Batch Brew on Purpose
If you know you want afternoon iced coffee, brew a little stronger in the morning and chill part of it immediately. That is different from rescuing neglected coffee. Planned leftovers taste better.
Frequently Asked Questions
Can I refrigerate coffee and drink it the next day?
Yes. Black coffee stored in a sealed container can be used the next day, though it will not taste as lively as fresh coffee. For the best iced drink, use it within 24 hours and balance it with ice, milk, or syrup as needed.
Does reheating and cooling coffee ruin the taste?

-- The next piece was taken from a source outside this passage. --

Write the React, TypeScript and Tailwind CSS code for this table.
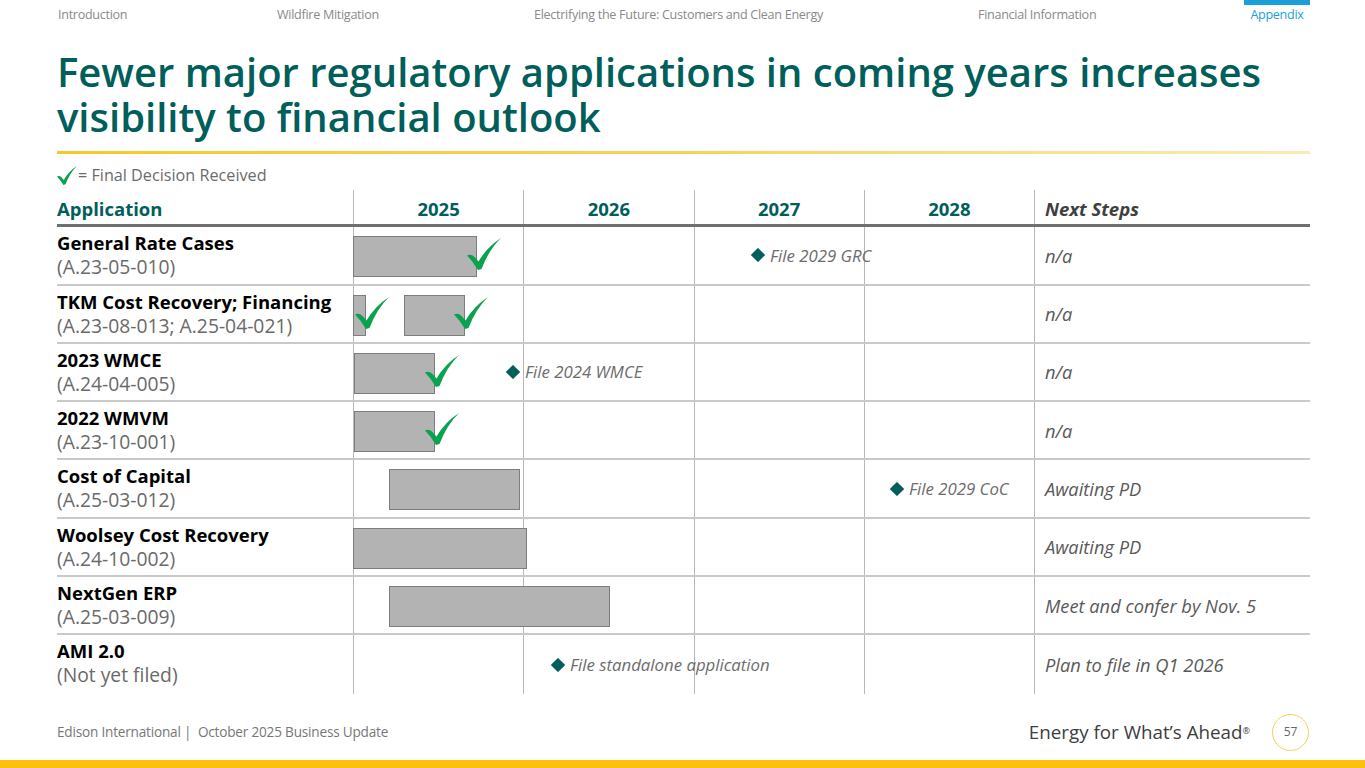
import React from "react";

type Bar = { left: number; width: number; check?: number };
type Milestone = { left: number; label: string };
type Row = {
  name: string;
  code: string;
  bars: Bar[];
  milestone?: Milestone;
  next: string;
};

const rows: Row[] = [
  {
    name: "General Rate Cases",
    code: "(A.23-05-010)",
    bars: [{ left: 0, width: 124, check: 114 }],
    milestone: { left: 400, label: "File 2029 GRC" },
    next: "n/a",
  },
  {
    name: "TKM Cost Recovery; Financing",
    code: "(A.23-08-013; A.25-04-021)",
    bars: [
      { left: 0, width: 13, check: 2 },
      { left: 51, width: 61, check: 101 },
    ],
    next: "n/a",
  },
  {
    name: "2023 WMCE",
    code: "(A.24-04-005)",
    bars: [{ left: 1, width: 81, check: 72 }],
    milestone: { left: 155, label: "File 2024 WMCE" },
    next: "n/a",
  },
  {
    name: "2022 WMVM",
    code: "(A.23-10-001)",
    bars: [{ left: 1, width: 81, check: 72 }],
    next: "n/a",
  },
  {
    name: "Cost of Capital",
    code: "(A.25-03-012)",
    bars: [{ left: 36, width: 131 }],
    milestone: { left: 539, label: "File 2029 CoC" },
    next: "Awaiting PD",
  },
  {
    name: "Woolsey Cost Recovery",
    code: "(A.24-10-002)",
    bars: [{ left: 0, width: 174 }],
    next: "Awaiting PD",
  },
  {
    name: "NextGen ERP",
    code: "(A.25-03-009)",
    bars: [{ left: 36, width: 221 }],
    next: "Meet and confer by Nov. 5",
  },
  {
    name: "AMI 2.0",
    code: "(Not yet filed)",
    bars: [],
    milestone: { left: 200, label: "File standalone application" },
    next: "Plan to file in Q1 2026",
  },
];

function Check({ className = "" }: { className?: string }) {
  return (
    <svg viewBox="0 0 34 32" className={className}>
      <path
        d="M0 17.5 Q4 15.5 7.5 19 L11.5 23.5 Q20 9 34 0 Q22 11.5 14.5 31 L11 32 Q6 23.5 0 17.5 Z"
        fill="#0aa24f"
      />
    </svg>
  );
}

function Diamond() {
  return <div className="h-[10px] w-[10px] rotate-45 bg-[#005e5b] shadow-[0_0_1px_#9ab]" />;
}

export default function App() {
  return (
    <div className="relative h-[768px] w-[1365px] overflow-hidden bg-white font-['Open_Sans',sans-serif]">
      {/* Section nav */}
      <div className="flex h-[30px] text-[12.6px] tracking-[-0.3px] text-[#8a8a8a]">
        <div className="w-[277px] pl-[58px] pt-[6px]">Introduction</div>
        <div className="w-[257px] pt-[6px]">Wildfire Mitigation</div>
        <div className="w-[444px] pt-[6px]">Electrifying the Future: Customers and Clean Energy</div>
        <div className="w-[266px] pt-[6px]">Financial Information</div>
        <div className="flex w-[66px] flex-col items-center">
          <div className="h-[5px] w-full bg-[#1a9fd9]" />
          <div className="pt-[1px] text-[#1a9fd9]">Appendix</div>
        </div>
      </div>

      {/* Title */}
      <h1 className="mt-[19px] pl-[57px] text-[40px] font-semibold leading-[45px] text-[#005e5b]">
        Fewer major regulatory applications in coming years increases
        <br />
        visibility to financial outlook
      </h1>
      <div className="ml-[57px] mt-[12px] h-[3px] w-[1253px] bg-gradient-to-r from-[#f6c828] via-[#f8d257] to-[#fdeab0]" />

      {/* Legend */}
      <div className="mt-[9px] flex items-center pl-[57px] text-[16.2px] text-[#6b6b6b]">
        <Check className="h-[19px] w-[20px]" />
        <span className="ml-[1px]">= Final Decision Received</span>
      </div>

      {/* Table */}
      <div className="ml-[57px] mt-[3px] w-[1253px]">
        <div className="flex h-[37px] border-b-[3px] border-[#6f6f6f] pt-[4px] text-[18.5px] font-bold text-[#005e5b]">
          <div className="flex w-[296px] items-center">Application</div>
          {["2025", "2026", "2027", "2028"].map((y) => (
            <div key={y} className="-mt-[4px] flex w-[170.25px] items-center justify-center border-l border-[#b8b8b8] pt-[4px]">
              {y}
            </div>
          ))}
          <div className="-mt-[4px] flex flex-1 items-center border-l border-[#b8b8b8] pl-[10px] pt-[4px] italic text-[#3f3f3f]">
            Next Steps
          </div>
        </div>

        {rows.map((r, i) => (
          <div
            key={r.name}
            className={
              i < rows.length - 1
                ? "flex h-[58.3px] border-b-2 border-[#c9c9c9]"
                : "flex h-[58.3px]"
            }
          >
            <div className="w-[296px] pt-[4px] leading-[24px]">
              <div className="text-[18.5px] font-bold text-black">{r.name}</div>
              <div className="text-[19.3px] text-[#6a6a6a]">{r.code}</div>
            </div>
            <div className="relative flex w-[681px]">
              {[0, 1, 2, 3].map((c) => (
                <div key={c} className="w-[170.25px] border-l border-[#b8b8b8]" />
              ))}
              {r.bars.map((b, j) => (
                <div
                  key={j}
                  className="absolute top-[9px] h-[41px] border border-[#7d7d7d] bg-[#b3b3b3]"
                  style={{ left: b.left, width: b.width }}
                />
              ))}
              {r.bars.map((b, j) =>
                b.check !== undefined ? (
                  <div key={"c" + j} className="absolute top-[11px]" style={{ left: b.check }}>
                    <Check className="h-[32px] w-[34px]" />
                  </div>
                ) : null
              )}
              {r.milestone && (
                <div
                  className="absolute top-0 flex h-full items-center gap-[7px] text-[16.8px] italic text-[#6d6d6d]"
                  style={{ left: r.milestone.left }}
                >
                  <Diamond />
                  <span>{r.milestone.label}</span>
                </div>
              )}
            </div>
            <div className="flex flex-1 items-center border-l border-[#b8b8b8] pl-[10px] text-[18.3px] italic text-[#595959]">
              {r.next}
            </div>
          </div>
        ))}
      </div>

      {/* Footer */}
      <div className="absolute bottom-[11px] left-0 flex h-[50px] w-full items-center">
        <div className="pl-[57px] text-[13.6px] tracking-[-0.2px] text-[#777]">
          Edison International |&nbsp; October 2025 Business Update
        </div>
        <div className="ml-auto flex items-center">
          <span className="text-[18.8px] text-[#3d3d3d]">
            Energy for What’s Ahead<sup className="text-[9px]">®</sup>
          </span>
          <div className="ml-[22px] mr-[56px] flex h-[37px] w-[37px] items-center justify-center rounded-full border border-[#f2d35a] text-[12px] text-[#666]">
            57
          </div>
        </div>
      </div>
      <div className="absolute bottom-0 left-0 h-[8px] w-full bg-[#fcc10f]" />
    </div>
  );
}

Repeated heating and cooling hurts flavor. If coffee is already leftover, cool it once and keep it cold. Reheating it, then chilling it again, usually makes stale and bitter notes more obvious.
Is leftover coffee safe to drink?
Plain black coffee is generally low risk for several hours, but quality drops. Coffee with milk or creamer should be refrigerated within two hours, sooner in a hot room. Discard anything that smells sour, fermented, or strange.
Why does my iced coffee taste more bitter than hot coffee?
Cold drinks often taste less sweet, so bitterness stands out. Leftover coffee also loses aroma as it sits. A little milk, simple syrup, or salt can help, but badly burnt coffee will still taste burnt.
Can I freeze leftover coffee?
Freeze it as coffee ice cubes, not as a big block for later thawing. Coffee cubes are useful in iced coffee, smoothies, and blended drinks. Thawed brewed coffee usually tastes flat.
Bottom Line
Leftover hot coffee can become good iced coffee when you act quickly. Remove it from heat, cool it fast, store it sealed, and avoid melting a full glass of ice with warm coffee.
The easiest routine is to keep coffee cubes in the freezer, chill leftover coffee in an ice bath, and use milk or simple syrup only when the flavor needs support. That turns extra brewed coffee into a useful afternoon drink instead of a wasteful habit.